[PATCH v2 1/2] mm/migrate_device.c: Copy pte dirty bit to page

Wed Aug 17 11:49:03 AEST 2022

Peter Xu <peterx at redhat.com> writes:

> On Tue, Aug 16, 2022 at 04:10:29PM +0800, huang ying wrote:
>> > @@ -193,11 +194,10 @@ static int migrate_vma_collect_pmd(pmd_t *pmdp,
>> >                         bool anon_exclusive;
>> >                         pte_t swp_pte;
>> >
>> > +                       flush_cache_page(vma, addr, pte_pfn(*ptep));
>> > +                       pte = ptep_clear_flush(vma, addr, ptep);
>>
>> Although I think it's possible to batch the TLB flushing just before
>> unlocking PTL.  The current code looks correct.
>
> If we're with unconditionally ptep_clear_flush(), does it mean we should
> probably drop the "unmapped" and the last flush_tlb_range() already since
> they'll be redundant?

This patch does that, unless I missed something?

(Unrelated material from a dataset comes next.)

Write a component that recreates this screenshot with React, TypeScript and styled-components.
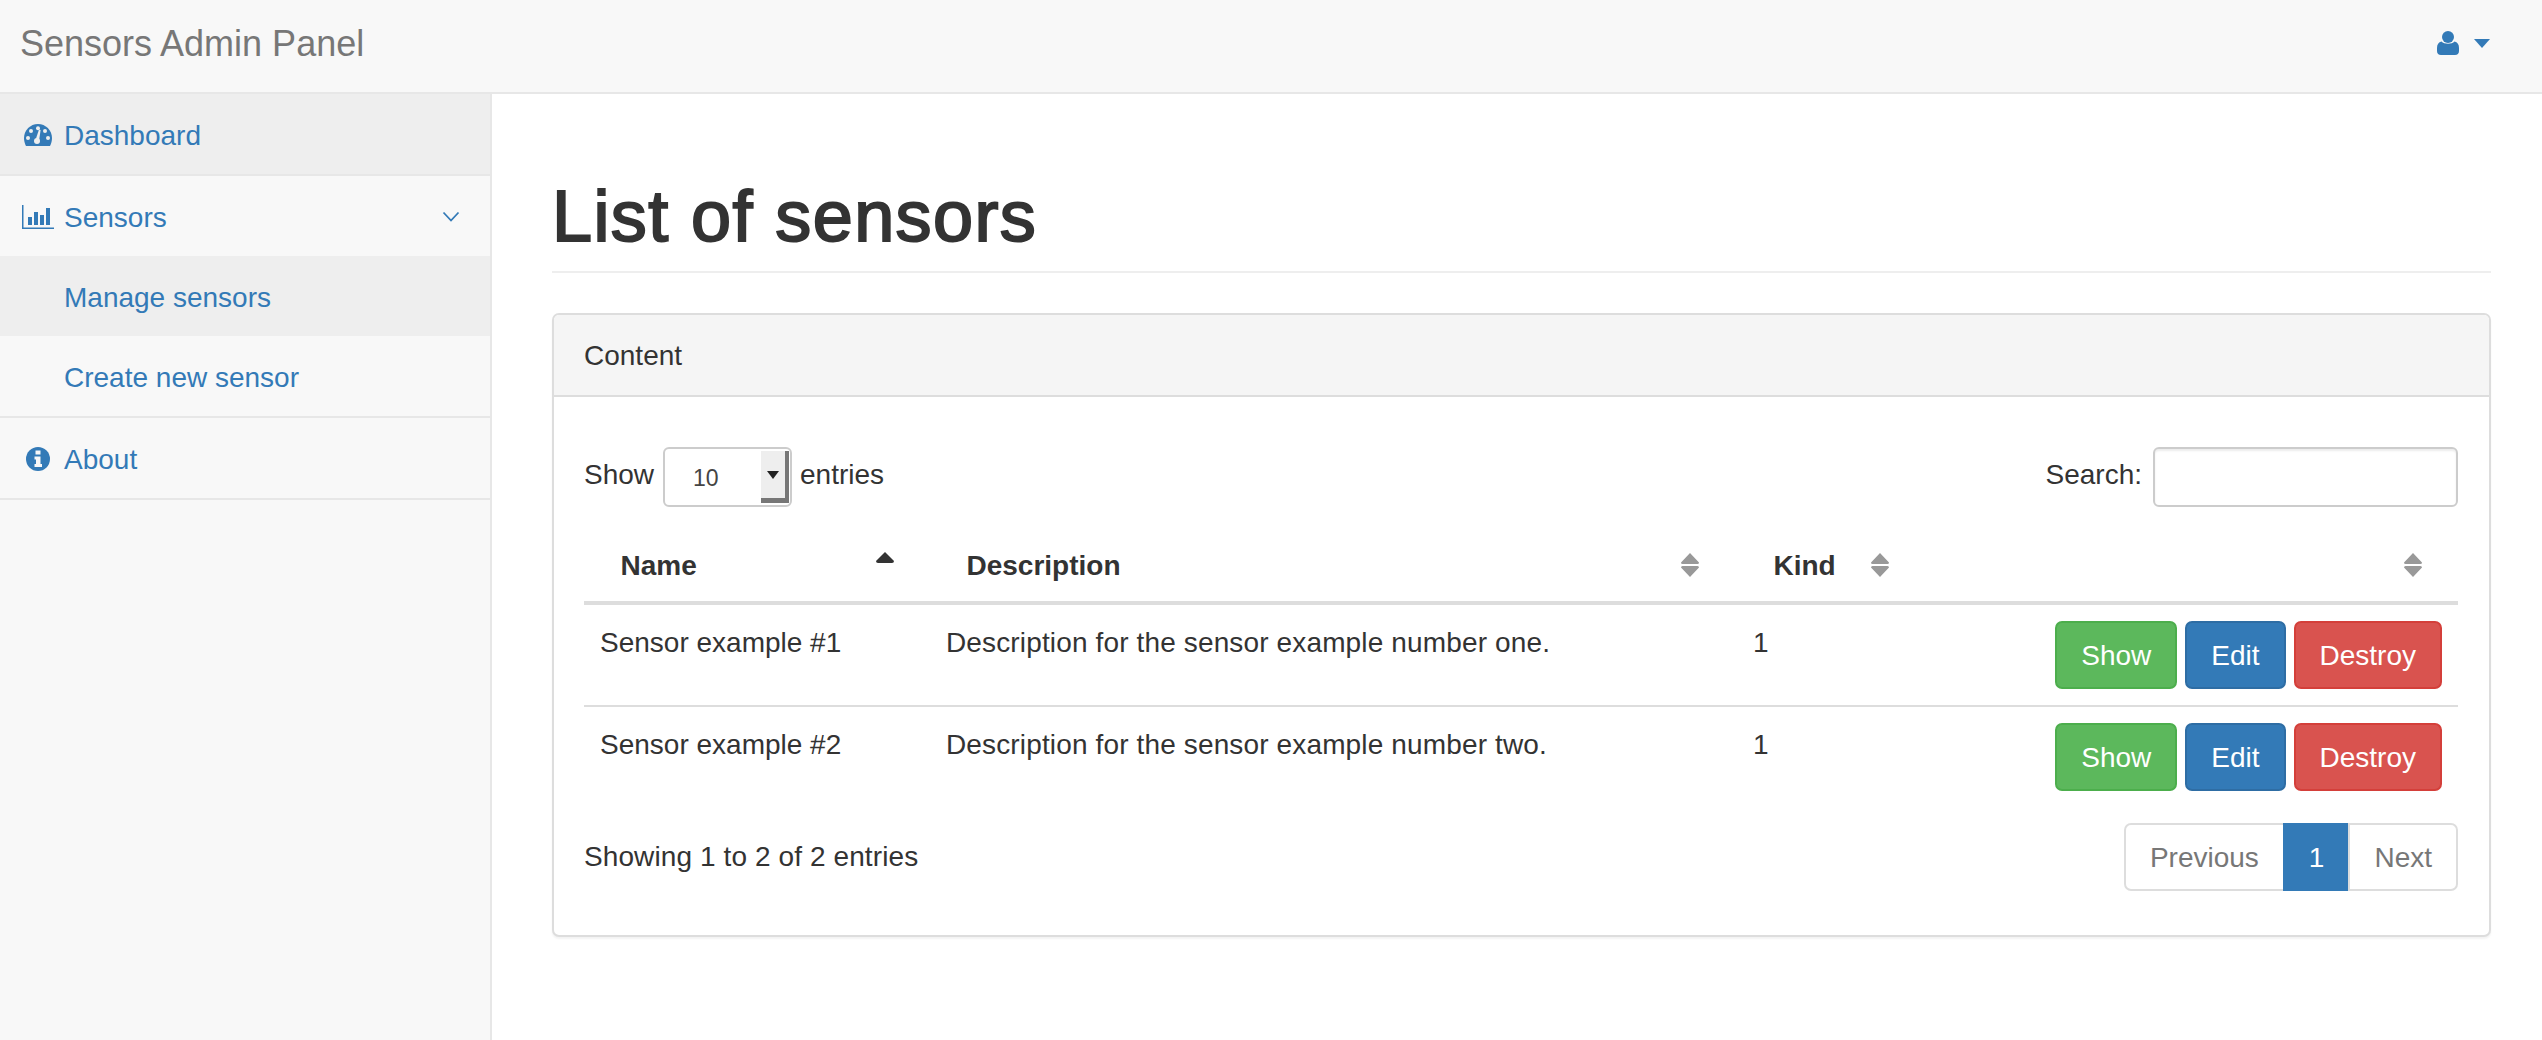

> If that'll need to be dropped, it looks indeed better to still keep the
> batch to me but just move it earlier (before unlock iiuc then it'll be
> safe), then we can keep using ptep_get_and_clear() afaiu but keep "pte"
> updated.

I think we would also need to check should_defer_flush(). Looking at
try_to_unmap_one() there is this comment:

			if (should_defer_flush(mm, flags) && !anon_exclusive) {
				/*
				 * We clear the PTE but do not flush so potentially
				 * a remote CPU could still be writing to the folio.
				 * If the entry was previously clean then the
				 * architecture must guarantee that a clear->dirty
				 * transition on a cached TLB entry is written through
				 * and traps if the PTE is unmapped.
				 */

And as I understand it we'd need the same guarantee here. Given
try_to_migrate_one() doesn't do batched TLB flushes either I'd rather
keep the code as consistent as possible between
migrate_vma_collect_pmd() and try_to_migrate_one(). I could look at
introducing TLB flushing for both in some future patch series.

 - Alistair

> Thanks,